Chinese Monetary Policy under Pressure as Asset Bubble Balloons – Japan’s Experience and Lessons Offer Useful Reference
5 Pages Posted: 4 Nov 2010
Date Written: November 3, 2010
The Japanese economy has been in a slump ever since the asset bubble burst in 1990 and has yet to recover fully from the aftereffects. A bubble appears to be forming in China, where property and other asset prices have risen sharply as a result of an accommodative monetary policy. If China is not to share the same fate as Japan, it needs to learn the following lessons from Japan’s experience.

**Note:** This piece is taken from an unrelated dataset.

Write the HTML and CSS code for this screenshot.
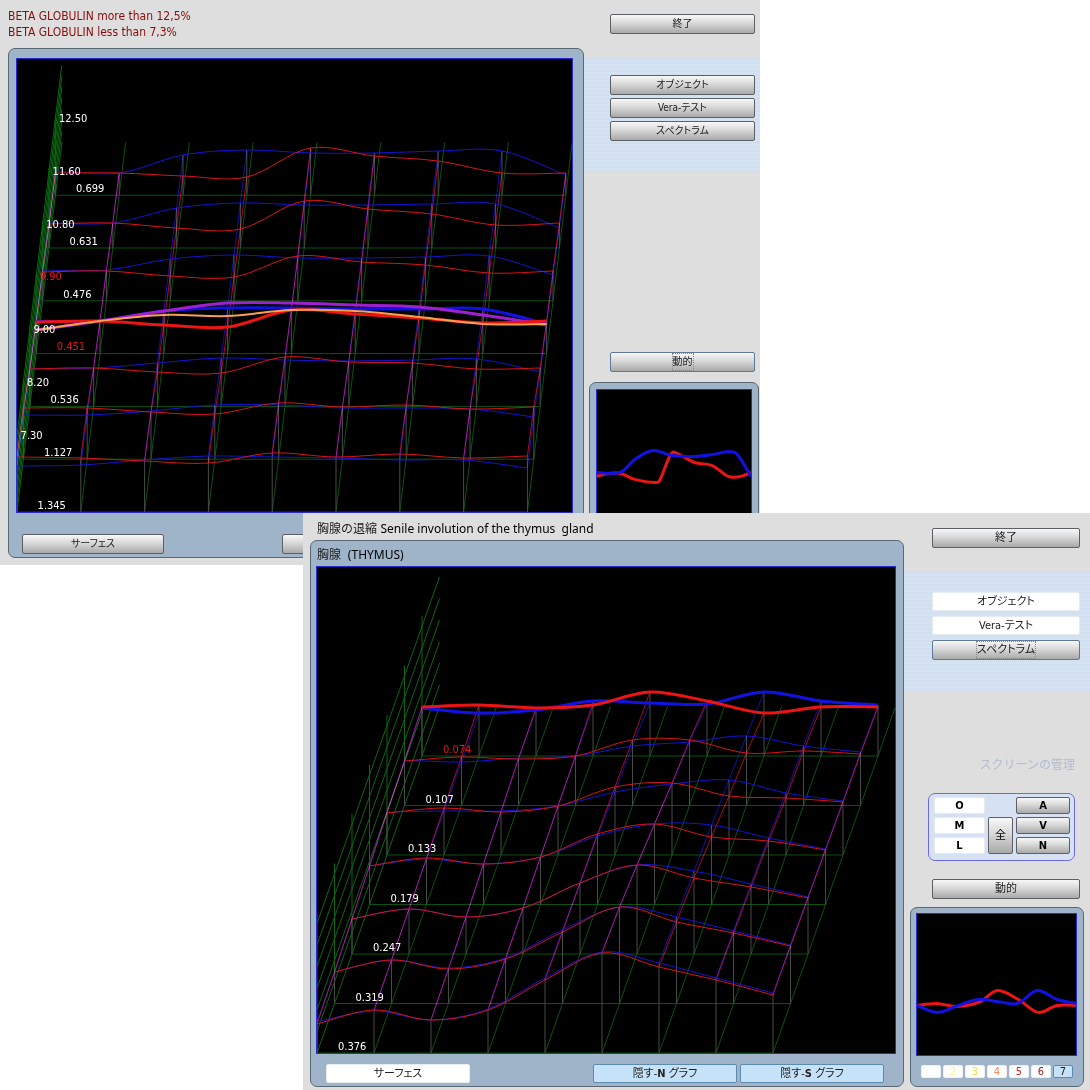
FILE: index.html
```html
<!DOCTYPE html>
<html lang="ja">
    <head>
        <meta charset="utf-8">
        <title>BETA GLOBULIN / THYMUS</title>
        <link rel="stylesheet" href="styles.css">
    </head>
    <body>
    <div class="desktop">
        <section class="window window-back">
            <div class="main">
                <p class="warning">BETA GLOBULIN more than 12,5%<br>BETA GLOBULIN less than 7,3%</p>
                <div class="panel">
                    <div class="screen"><svg id="chart1" viewBox="17 59 555 453"></svg></div>
                    <div class="tools">
                        <button type="button" class="btn">サーフェス</button>
                        <button type="button" class="btn"></button>
                    </div>
                </div>
            </div>
            <aside class="side">
                <button type="button" class="btn">終了</button>
                <div class="band">
                    <button type="button" class="btn">オブジェクト</button>
                    <button type="button" class="btn">Vera-テスト</button>
                    <button type="button" class="btn">スペクトラム</button>
                </div>
                <button type="button" class="btn dynamic focus"><span>動的</span></button>
                <div class="panel mini">
                    <div class="screen"><svg id="mini1" viewBox="596 390 155 150"></svg></div>
                </div>
            </aside>
        </section>

        <section class="window window-front">
            <div class="main">
                <h1 class="title">胸腺の退縮 <span class="latin">Senile involution of the thymus  gland</span></h1>
                <div class="panel">
                    <h2 class="organ">胸腺  <span class="latin">(THYMUS)</span></h2>
                    <div class="screen"><svg id="chart2" viewBox="317 567 578 486"></svg></div>
                    <div class="tools">
                        <button type="button" class="btn white">サーフェス</button>
                        <button type="button" class="btn blue push">隠す-<b>N</b> グラフ</button>
                        <button type="button" class="btn blue">隠す-<b>S</b> グラフ</button>
                    </div>
                </div>
            </div>
            <aside class="side">
                <button type="button" class="btn">終了</button>
                <div class="band">
                    <button type="button" class="btn white">オブジェクト</button>
                    <button type="button" class="btn white">Vera-テスト</button>
                    <button type="button" class="btn focus"><span>スペクトラム</span></button>
                </div>
                <p class="caption">スクリーンの管理</p>
                <div class="keys">
                    <button type="button" class="btn white">O</button>
                    <button type="button" class="btn key-a">A</button>
                    <button type="button" class="btn white">M</button>
                    <button type="button" class="btn key-all">全</button>
                    <button type="button" class="btn key-v">V</button>
                    <button type="button" class="btn white">L</button>
                    <button type="button" class="btn key-n">N</button>
                </div>
                <button type="button" class="btn dynamic">動的</button>
                <div class="panel mini">
                    <div class="screen"><svg id="mini2" viewBox="916 914 160 142"></svg></div>
                    <div class="levels">
                        <button type="button" class="level"></button>
                        <button type="button" class="level l2">2</button>
                        <button type="button" class="level l3">3</button>
                        <button type="button" class="level l4">4</button>
                        <button type="button" class="level l5">5</button>
                        <button type="button" class="level l6">6</button>
                        <button type="button" class="level l7">7</button>
                    </div>
                </div>
            </aside>
        </section>
    </div>
    <script src="charts.js"></script>
    </body>
</html>
```

FILE: styles.css
```css
body{
    margin:0;
    background:#fff;
    font-family:"DejaVu Sans Condensed","Noto Sans CJK JP",sans-serif;
    font-size:11px;
    color:#1c1c1c;
}
p,h1,h2{
    margin:0;
    font-weight:normal;
}
.desktop{
    position:relative;
    min-height:1090px;
    overflow:hidden;
}
.window{
    position:absolute;
    display:flex;
    background:#dedede;
}
.window-back{
    left:0;
    top:0;
    right:330px;
    padding-bottom:7px;
}
.window-front{
    left:303px;
    top:513px;
    right:0;
    padding-bottom:4px;
}
.main{
    flex:1;
    min-width:0;
    padding-left:8px;
}
.side{
    flex:none;
    display:flex;
    flex-direction:column;
    width:176px;
    padding-top:14px;
    box-sizing:border-box;
}
.window-front .side{
    width:186px;
    padding-top:15px;
}

/* text */
.warning{
    padding:8px 0;
    font-size:12px;
    line-height:16px;
    color:#8a0a0a;
}
.title,.organ{
    font-size:12px;
    white-space:pre;
}
.latin{
    font-family:"Noto Sans",sans-serif;
    font-size:12px;
    color:#000;
}
.title{
    padding-left:7px;
    line-height:32px;
    height:27px;
}
.organ{
    padding-left:1px;
    line-height:28px;
    height:25px;
}
.caption{
    margin:64px 15px 18px 0;
    font-size:12px;
    line-height:20px;
    text-align:right;
    color:#b2bccb;
}

/* panels */
.panel{
    padding:9px 10px 3px 7px;
    border:1px solid #5a6874;
    border-radius:7px;
    background:#9fb4c9;
}
.window-front .panel{
    padding:0 7px 3px 5px;
}
.window-front .main{
    padding-left:7px;
}
.screen{
    border:1px solid #2a2ad0;
    background:#000;
}
.screen svg{
    display:block;
    width:100%;
}
.tools{
    display:flex;
    gap:118px;
    padding:21px 6px 0;
}
.tools .btn{
    width:142px;
}
.window-front .tools{
    gap:3px;
    padding:10px 12px 0 10px;
}
.window-front .tools .btn{
    width:144px;
    height:19px;
}
.push{
    margin-left:auto;
}
.mini,.window-front .mini{
    margin:10px 1px 0 5px;
    padding:6px;
}
.window-front .mini{
    margin:8px 6px 0;
    padding:5px 6px 8px 5px;
}

/* buttons */
.btn{
    box-sizing:border-box;
    height:20px;
    padding:0;
    border:1px solid #5c5f63;
    border-radius:2px;
    background:linear-gradient(#f8f8f8,#d8d8d8 45%,#a9a9a9);
    font-family:inherit;
    font-size:10px;
    line-height:16px;
    font-feature-settings:"palt";
    color:#222;
}
.window-front .btn{
    font-size:11px;
}
.window-front .white{
    border-color:#e8ebee;
    background:#fff;
}
.window-front .blue{
    border-color:#5d8bb0;
    background:#c5e2f8;
}
.focus{
    border-color:#60799a;
}
.focus span{
    display:inline-block;
    outline:1px dotted #888;
}
.side>.btn{
    margin:0 5px 0 26px;
}
.side>.dynamic{
    margin-top:180px;
}
.window-front .side>.btn{
    margin:0 10px 0 28px;
}
.window-front .side>.dynamic{
    margin-top:18px;
}
.band{
    display:flex;
    flex-direction:column;
    gap:3px;
    height:97px;
    margin-top:24px;
    padding:17px 5px 0 26px;
    background:repeating-linear-gradient(#d1e0f0 0,#d1e0f0 2px,#d4e2f1 2px,#d4e2f1 4px);
}
.window-front .band{
    gap:5px;
    height:99px;
    padding:20px 10px 0 28px;
}
.band .white{
    height:19px;
}
.keys{
    display:grid;
    grid-template-columns:1fr 25px 54px;
    grid-template-rows:17px 17px 17px;
    gap:3px 3px;
    margin:0 15px 0 24px;
    padding:3px 4px 6px 5px;
    border:1px solid #6b6be0;
    border-radius:7px;
    background:#d6e2f3;
}
.keys .btn{
    height:17px;
    line-height:14px;
    font-weight:bold;
    color:#000;
}
.keys .key-all{
    grid-row:2 / 4;
    grid-column:2;
    height:auto;
    font-weight:normal;
}
.keys .white{
    grid-column:1;
}
.key-a,.key-v,.key-n{
    grid-column:3;
}
.levels{
    display:flex;
    gap:2px;
    padding:9px 4px 0 5px;
}
.level{
    flex:1;
    height:13px;
    padding:0;
    border:1px solid #eef1f4;
    border-radius:2px;
    background:#fff;
    font-family:inherit;
    font-size:11px;
    line-height:11px;
}
.l2{color:#f6efa6;}
.l3{color:#ece23c;}
.l4{color:#f0845a;}
.l5{color:#e01c1c;}
.l6{color:#962020;}
.l7{
    border-color:#5d8bb0;
    background:#c5e2f8;
    color:#222;
}

/* charts */
svg path,svg line{
    fill:none;
    stroke-width:1;
}
svg text{
    font-size:11px;
    fill:#fff;
}
svg .hot{fill:#e01818;}
svg .floor{stroke:#0b520e;}
svg .wall{stroke:#0c6612;}
svg .post{stroke:#484c48;}
svg .red{stroke:#d81418;}
svg .blue-line{stroke:#1414d4;}
svg .link-red{stroke:#a80a2c;mix-blend-mode:screen;}
svg .link-blue{stroke:#1212a0;mix-blend-mode:screen;}
svg .thick{stroke-width:3;}
svg .red.thick{stroke:#ee1414;}
svg .blue-line.thick{stroke:#1212e6;}
svg .violet{stroke:#a020d0;}
svg .orange.thick{stroke:#f8a050;stroke-width:2;}
```

FILE: charts.js
```js
var NS="http://www.w3.org/2000/svg";

function add(svg,name,attrs,text){
    var el=document.createElementNS(NS,name);
    for(var key in attrs){
        el.setAttribute(key,attrs[key]);
    }
    if(text){
        el.textContent=text;
    }
    svg.appendChild(el);
}
function line(svg,cls,x1,y1,x2,y2){
    add(svg,"line",{"class":cls,x1:x1,y1:y1,x2:x2,y2:y2});
}
//smooth curve through all points
function curve(svg,cls,pts){
    var d="M"+pts[0];
    for(var i=0; i<pts.length-1; i++){
        var p0=pts[i-1]||pts[i], p1=pts[i], p2=pts[i+1], p3=pts[i+2]||p2;
        d+="C"+[p1[0]+(p2[0]-p0[0])/6, p1[1]+(p2[1]-p0[1])/6,
                p2[0]-(p3[0]-p1[0])/6, p2[1]-(p3[1]-p1[1])/6, p2[0], p2[1]];
    }
    add(svg,"path",{"class":cls,d:d});
}

//rows run from the front (0) to the back (6)
function surface(id,o){
    var svg=document.getElementById(id);
    var i,j,k;
    function x(i,j){ return o.x+o.dx*i+o.sx*j; }
    function y(j){ return o.y-o.sy*j; }
    function points(row,j){
        return row.map(function(v,i){ return [x(i,j),v]; });
    }
    for(k=0; k<=o.levels; k++){
        line(svg,"wall",x(0,0),y(0)-k*o.step,x(0,7),y(7)-k*o.step);
    }
    for(j=0; j<7; j++){
        line(svg,"wall",x(0,j),y(j),x(0,j),y(j)-o.wall);
        line(svg,"floor",x(0,j),y(j),x(8,j),y(j));
    }
    for(i=1; i<=8; i++){
        line(svg,"floor",x(i,0),y(0),x(i,7),y(7));
    }
    for(j=0; j<7; j++){
        for(i=0; i<=8; i++){
            line(svg,"post",x(i,j),y(j),x(i,j),Math.min(o.red[j][i],o.blue[j][i]));
        }
    }
    for(i=0; i<=8; i++){
        for(j=0; j<6; j++){
            line(svg,"link-blue",x(i,j),o.blue[j][i],x(i,j+1),o.blue[j+1][i]);
            line(svg,"link-red",x(i,j),o.red[j][i],x(i,j+1),o.red[j+1][i]);
        }
    }
    for(j=6; j>=0; j--){
        var thick=j==o.active?" thick":"";
        curve(svg,"blue-line"+thick,points(o.blue[j],j));
        if(thick&&o.violet){
            curve(svg,"violet thick",points(o.violet,j));
        }
        curve(svg,"red"+thick,points(o.red[j],j));
        if(thick&&o.orange){
            curve(svg,"orange thick",points(o.orange,j));
        }
    }
    o.labels.forEach(function(set){
        set.text.forEach(function(t,n){
            add(svg,"text",{"class":n==set.hot?"hot":"",x:set.x-o.sx*n,y:set.y+o.sy*n},t);
        });
    });
}

surface("chart1",{
    x:17, y:512, dx:63.8, sx:6.4, sy:52.8, levels:7, step:11, wall:80, active:3,
    red:[
        [457,458,461,463,453,457,454,458,456],
        [408,408,412,414,403,407,405,409,407],
        [369,368,372,373,357,362,363,369,368],
        [322,321,325,327,310,314,318,323,321],
        [272,271,276,277,256,262,265,273,271],
        [224,223,228,229,201,209,214,225,223],
        [173,173,176,177,148,156,161,173,173]
    ],
    blue:[
        [466,465,460,456,457,458,460,460,468],
        [415,415,411,405,405,408,408,409,417],
        [369,368,363,358,360,361,360,359,372],
        [321,321,311,308,308,309,309,309,324],
        [270,270,259,255,258,258,257,256,275],
        [223,223,208,203,205,205,204,204,228],
        [171,173,155,150,153,153,151,151,175]
    ],
    violet:[330,321,311,303,303,305,307,315,325],
    orange:[330,321,315,316,310,311,317,324,324],
    labels:[
        {x:59, y:122, hot:3, text:["12.50","11.60","10.80","9.90","9.00","8.20","7.30"]},
        {x:76, y:192, hot:3, text:["0.699","0.631","0.476","0.451","0.536","1.127","1.345"]}
    ]
});

surface("chart2",{
    x:317, y:1053, dx:57, sx:17.5, sy:49.5, levels:6, step:21.6, wall:140, active:6,
    red:[
        [1024,1010,1020,1010,980,953,967,980,995],
        [972,960,969,959,932,907,922,933,946],
        [919,909,917,908,883,865,878,887,898],
        [866,858,864,857,834,824,837,841,850],
        [813,808,812,806,787,783,796,798,802],
        [761,757,759,756,740,740,753,751,754],
        [707,705,708,705,692,701,713,707,707]
    ],
    blue:[
        [1022,1011,1020,1009,978,952,963,978,993],
        [972,960,968,958,930,907,917,931,945],
        [919,909,917,908,883,865,871,884,897],
        [866,859,864,857,836,824,825,838,849],
        [812,811,811,806,792,784,780,793,801],
        [760,762,758,756,746,742,736,746,752],
        [708,713,710,701,703,704,692,701,705]
    ],
    labels:[
        {x:443, y:753, hot:0, text:["0.074","0.107","0.133","0.179","0.247","0.319","0.376"]}
    ]
});

var mini1=document.getElementById("mini1");
curve(mini1,"red thick",[[595,477],[607,474],[620,474],[634,480],[655,483],[660,479],[670,455],[677,454],[694,463],[712,466],[728,477],[740,477],[751,473]]);
curve(mini1,"blue-line thick",[[595,473],[619,473],[634,460],[652,451],[672,456],[694,457],[712,455],[729,452],[738,456],[751,477]]);

var mini2=document.getElementById("mini2");
curve(mini2,"red thick",[[916,1006],[936,1004],[955,1007],[978,1003],[997,991],[1018,1000],[1038,1013],[1057,1006],[1077,1006]]);
curve(mini2,"blue-line thick",[[916,1006],[936,1013],[955,1007],[977,1000],[997,1002],[1017,1004],[1037,991],[1057,1000],[1077,1004]]);
```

First, in view of the risk that asset price fluctuations can destabilize the financial system (e.g., by leading to an increase in nonperforming loans), monetary policy should take account of what is happening to the price of assets such as shares and property, in addition to prices as measured by the CPI. Second, a bubble is usually the result of excess liquidity, and the central bank should monitor the rate of credit expansion, as well as any changes in its major components, especially property-related loans. Third, it should try to identify risks to the economy before they emerge and pursue a forward-looking monetary policy. Finally, a central bank that puts exchange rate stability first would have to intervene actively in the foreign exchange market, which would severely constrain its freedom to pursue an independent monetary policy.